**Written request:**
Write each line of the material exactly as given, from the top through the line that contains "18h00 | RISCLE</div>", and omit all pictures.

**Collected data:**
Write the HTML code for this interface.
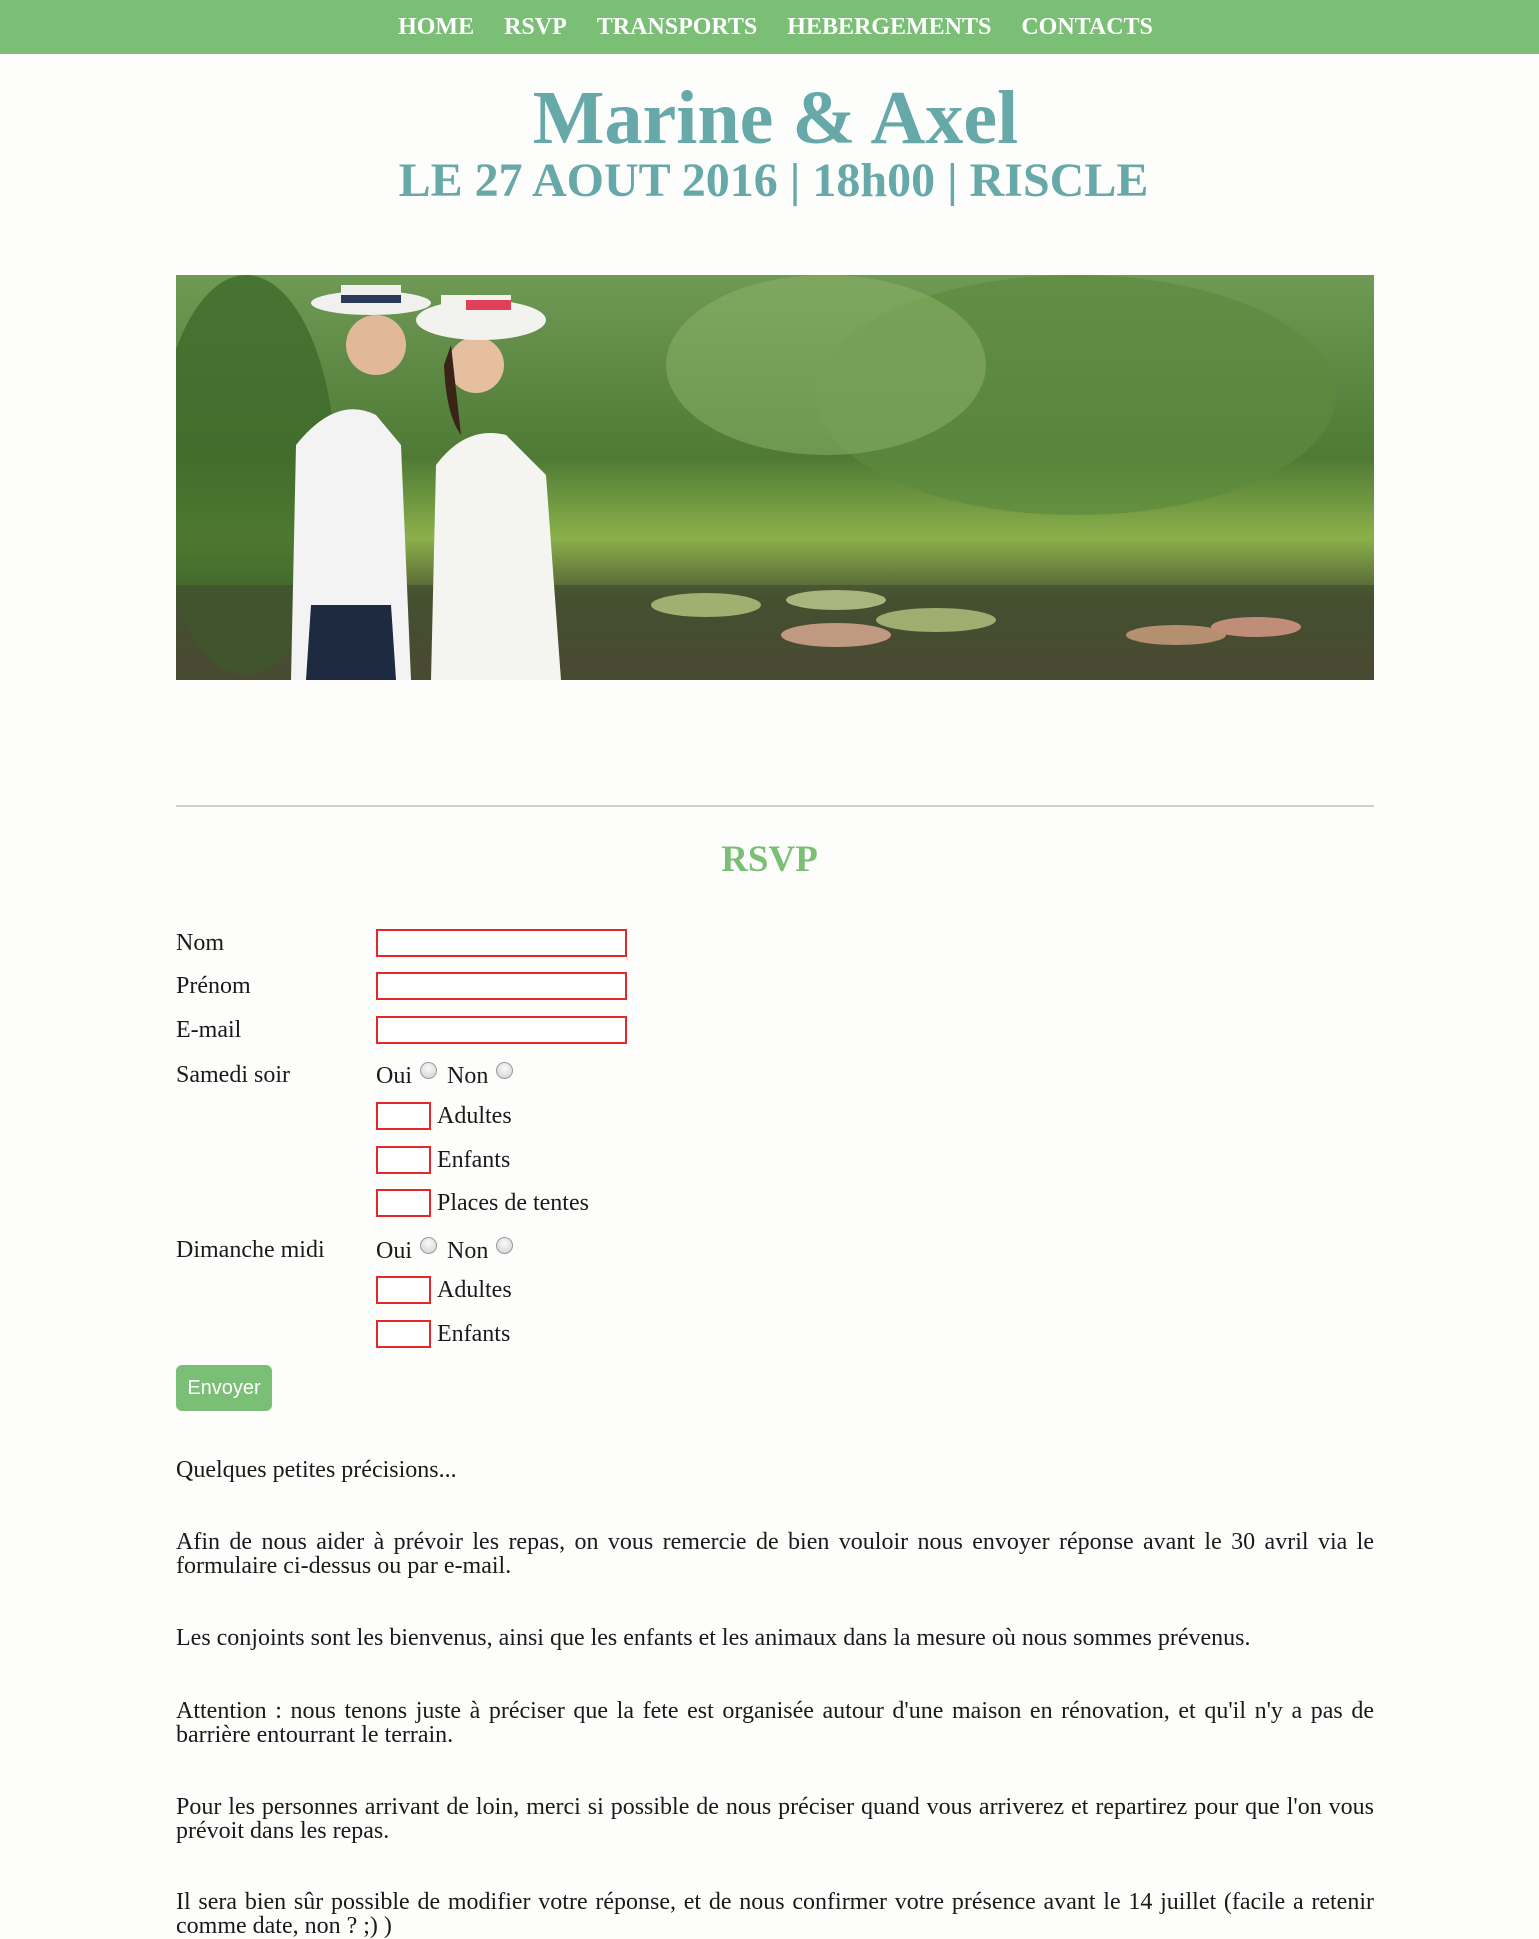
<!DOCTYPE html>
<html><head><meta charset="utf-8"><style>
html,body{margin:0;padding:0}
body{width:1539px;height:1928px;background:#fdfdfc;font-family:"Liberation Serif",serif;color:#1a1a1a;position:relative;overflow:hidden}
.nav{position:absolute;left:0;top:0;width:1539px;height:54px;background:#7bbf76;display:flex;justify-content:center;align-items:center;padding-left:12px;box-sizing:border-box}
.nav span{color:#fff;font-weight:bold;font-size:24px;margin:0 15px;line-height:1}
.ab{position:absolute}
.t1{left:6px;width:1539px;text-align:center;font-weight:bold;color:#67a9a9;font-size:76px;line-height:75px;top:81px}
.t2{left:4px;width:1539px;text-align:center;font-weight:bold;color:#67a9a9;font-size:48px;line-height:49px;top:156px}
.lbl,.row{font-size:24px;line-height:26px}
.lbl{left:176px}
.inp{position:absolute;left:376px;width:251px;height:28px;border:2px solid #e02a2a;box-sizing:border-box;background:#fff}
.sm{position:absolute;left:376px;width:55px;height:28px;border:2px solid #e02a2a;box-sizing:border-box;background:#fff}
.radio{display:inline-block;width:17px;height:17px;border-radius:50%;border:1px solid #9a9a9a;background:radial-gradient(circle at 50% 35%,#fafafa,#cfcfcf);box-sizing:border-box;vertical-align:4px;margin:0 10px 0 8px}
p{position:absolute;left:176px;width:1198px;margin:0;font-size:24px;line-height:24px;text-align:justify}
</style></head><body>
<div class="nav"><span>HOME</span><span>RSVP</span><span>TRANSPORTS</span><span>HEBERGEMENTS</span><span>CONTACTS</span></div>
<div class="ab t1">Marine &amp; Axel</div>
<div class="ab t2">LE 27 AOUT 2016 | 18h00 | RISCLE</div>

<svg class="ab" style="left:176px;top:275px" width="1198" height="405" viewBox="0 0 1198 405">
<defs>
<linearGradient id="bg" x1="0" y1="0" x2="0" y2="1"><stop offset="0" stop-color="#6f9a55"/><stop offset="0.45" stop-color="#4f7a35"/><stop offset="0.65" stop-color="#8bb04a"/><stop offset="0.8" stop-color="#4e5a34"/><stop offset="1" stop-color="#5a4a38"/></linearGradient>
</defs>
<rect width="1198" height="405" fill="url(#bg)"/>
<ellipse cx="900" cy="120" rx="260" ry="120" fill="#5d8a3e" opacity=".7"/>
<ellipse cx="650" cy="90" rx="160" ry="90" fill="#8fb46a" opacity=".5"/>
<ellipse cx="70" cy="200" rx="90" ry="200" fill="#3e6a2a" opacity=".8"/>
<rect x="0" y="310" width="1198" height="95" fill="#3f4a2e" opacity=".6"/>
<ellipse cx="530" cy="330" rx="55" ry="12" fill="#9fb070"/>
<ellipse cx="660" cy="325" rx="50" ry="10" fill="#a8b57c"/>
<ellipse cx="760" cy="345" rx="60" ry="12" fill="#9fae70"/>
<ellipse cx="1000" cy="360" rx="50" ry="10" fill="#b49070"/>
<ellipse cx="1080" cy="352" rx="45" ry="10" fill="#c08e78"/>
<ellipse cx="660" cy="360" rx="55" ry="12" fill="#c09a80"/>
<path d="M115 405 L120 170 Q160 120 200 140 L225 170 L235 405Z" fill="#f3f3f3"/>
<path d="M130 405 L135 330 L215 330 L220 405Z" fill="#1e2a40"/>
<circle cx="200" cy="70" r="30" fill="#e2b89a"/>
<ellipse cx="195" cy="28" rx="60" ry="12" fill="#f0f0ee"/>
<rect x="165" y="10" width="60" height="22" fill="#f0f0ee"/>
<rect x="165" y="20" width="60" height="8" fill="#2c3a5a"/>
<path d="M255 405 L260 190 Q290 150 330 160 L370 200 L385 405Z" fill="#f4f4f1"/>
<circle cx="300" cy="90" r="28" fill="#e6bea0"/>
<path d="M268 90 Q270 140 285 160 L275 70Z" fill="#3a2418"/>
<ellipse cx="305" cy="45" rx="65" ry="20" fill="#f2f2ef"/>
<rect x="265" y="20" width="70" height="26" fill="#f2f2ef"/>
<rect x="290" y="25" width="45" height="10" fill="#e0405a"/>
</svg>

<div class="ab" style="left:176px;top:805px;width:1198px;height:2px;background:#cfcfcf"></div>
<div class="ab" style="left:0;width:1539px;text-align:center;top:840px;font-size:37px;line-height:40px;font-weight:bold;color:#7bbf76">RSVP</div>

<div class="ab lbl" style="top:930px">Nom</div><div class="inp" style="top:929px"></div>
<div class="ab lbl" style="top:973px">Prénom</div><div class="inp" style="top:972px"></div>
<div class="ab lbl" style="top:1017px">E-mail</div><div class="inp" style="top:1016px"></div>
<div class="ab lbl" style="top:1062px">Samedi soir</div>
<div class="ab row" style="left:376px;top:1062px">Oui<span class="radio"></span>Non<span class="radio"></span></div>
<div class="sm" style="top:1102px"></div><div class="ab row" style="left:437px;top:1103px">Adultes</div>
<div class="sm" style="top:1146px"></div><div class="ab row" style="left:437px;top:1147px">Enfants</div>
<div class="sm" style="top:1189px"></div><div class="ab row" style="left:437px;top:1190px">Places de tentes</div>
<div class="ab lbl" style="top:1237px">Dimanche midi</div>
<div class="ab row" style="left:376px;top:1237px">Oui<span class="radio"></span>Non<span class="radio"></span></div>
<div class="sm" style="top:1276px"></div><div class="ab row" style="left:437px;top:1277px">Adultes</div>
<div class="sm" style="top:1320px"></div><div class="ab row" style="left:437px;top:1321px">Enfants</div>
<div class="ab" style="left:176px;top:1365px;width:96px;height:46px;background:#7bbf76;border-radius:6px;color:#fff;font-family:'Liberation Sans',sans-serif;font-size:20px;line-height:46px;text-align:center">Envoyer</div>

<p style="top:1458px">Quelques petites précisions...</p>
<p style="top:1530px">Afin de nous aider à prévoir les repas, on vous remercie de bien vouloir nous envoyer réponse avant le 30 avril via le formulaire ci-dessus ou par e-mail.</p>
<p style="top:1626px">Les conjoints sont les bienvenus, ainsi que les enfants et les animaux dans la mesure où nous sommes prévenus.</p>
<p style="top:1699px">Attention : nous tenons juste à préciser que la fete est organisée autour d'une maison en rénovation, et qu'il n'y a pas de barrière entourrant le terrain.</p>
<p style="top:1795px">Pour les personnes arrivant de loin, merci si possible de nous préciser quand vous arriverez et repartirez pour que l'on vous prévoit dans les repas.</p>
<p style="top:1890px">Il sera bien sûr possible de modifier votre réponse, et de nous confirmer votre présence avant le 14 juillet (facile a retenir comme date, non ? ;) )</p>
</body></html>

**Output of the task:**
Write the HTML code for this interface.
<!DOCTYPE html>
<html><head><meta charset="utf-8"><style>
html,body{margin:0;padding:0}
body{width:1539px;height:1928px;background:#fdfdfc;font-family:"Liberation Serif",serif;color:#1a1a1a;position:relative;overflow:hidden}
.nav{position:absolute;left:0;top:0;width:1539px;height:54px;background:#7bbf76;display:flex;justify-content:center;align-items:center;padding-left:12px;box-sizing:border-box}
.nav span{color:#fff;font-weight:bold;font-size:24px;margin:0 15px;line-height:1}
.ab{position:absolute}
.t1{left:6px;width:1539px;text-align:center;font-weight:bold;color:#67a9a9;font-size:76px;line-height:75px;top:81px}
.t2{left:4px;width:1539px;text-align:center;font-weight:bold;color:#67a9a9;font-size:48px;line-height:49px;top:156px}
.lbl,.row{font-size:24px;line-height:26px}
.lbl{left:176px}
.inp{position:absolute;left:376px;width:251px;height:28px;border:2px solid #e02a2a;box-sizing:border-box;background:#fff}
.sm{position:absolute;left:376px;width:55px;height:28px;border:2px solid #e02a2a;box-sizing:border-box;background:#fff}
.radio{display:inline-block;width:17px;height:17px;border-radius:50%;border:1px solid #9a9a9a;background:radial-gradient(circle at 50% 35%,#fafafa,#cfcfcf);box-sizing:border-box;vertical-align:4px;margin:0 10px 0 8px}
p{position:absolute;left:176px;width:1198px;margin:0;font-size:24px;line-height:24px;text-align:justify}
</style></head><body>
<div class="nav"><span>HOME</span><span>RSVP</span><span>TRANSPORTS</span><span>HEBERGEMENTS</span><span>CONTACTS</span></div>
<div class="ab t1">Marine &amp; Axel</div>
<div class="ab t2">LE 27 AOUT 2016 | 18h00 | RISCLE</div>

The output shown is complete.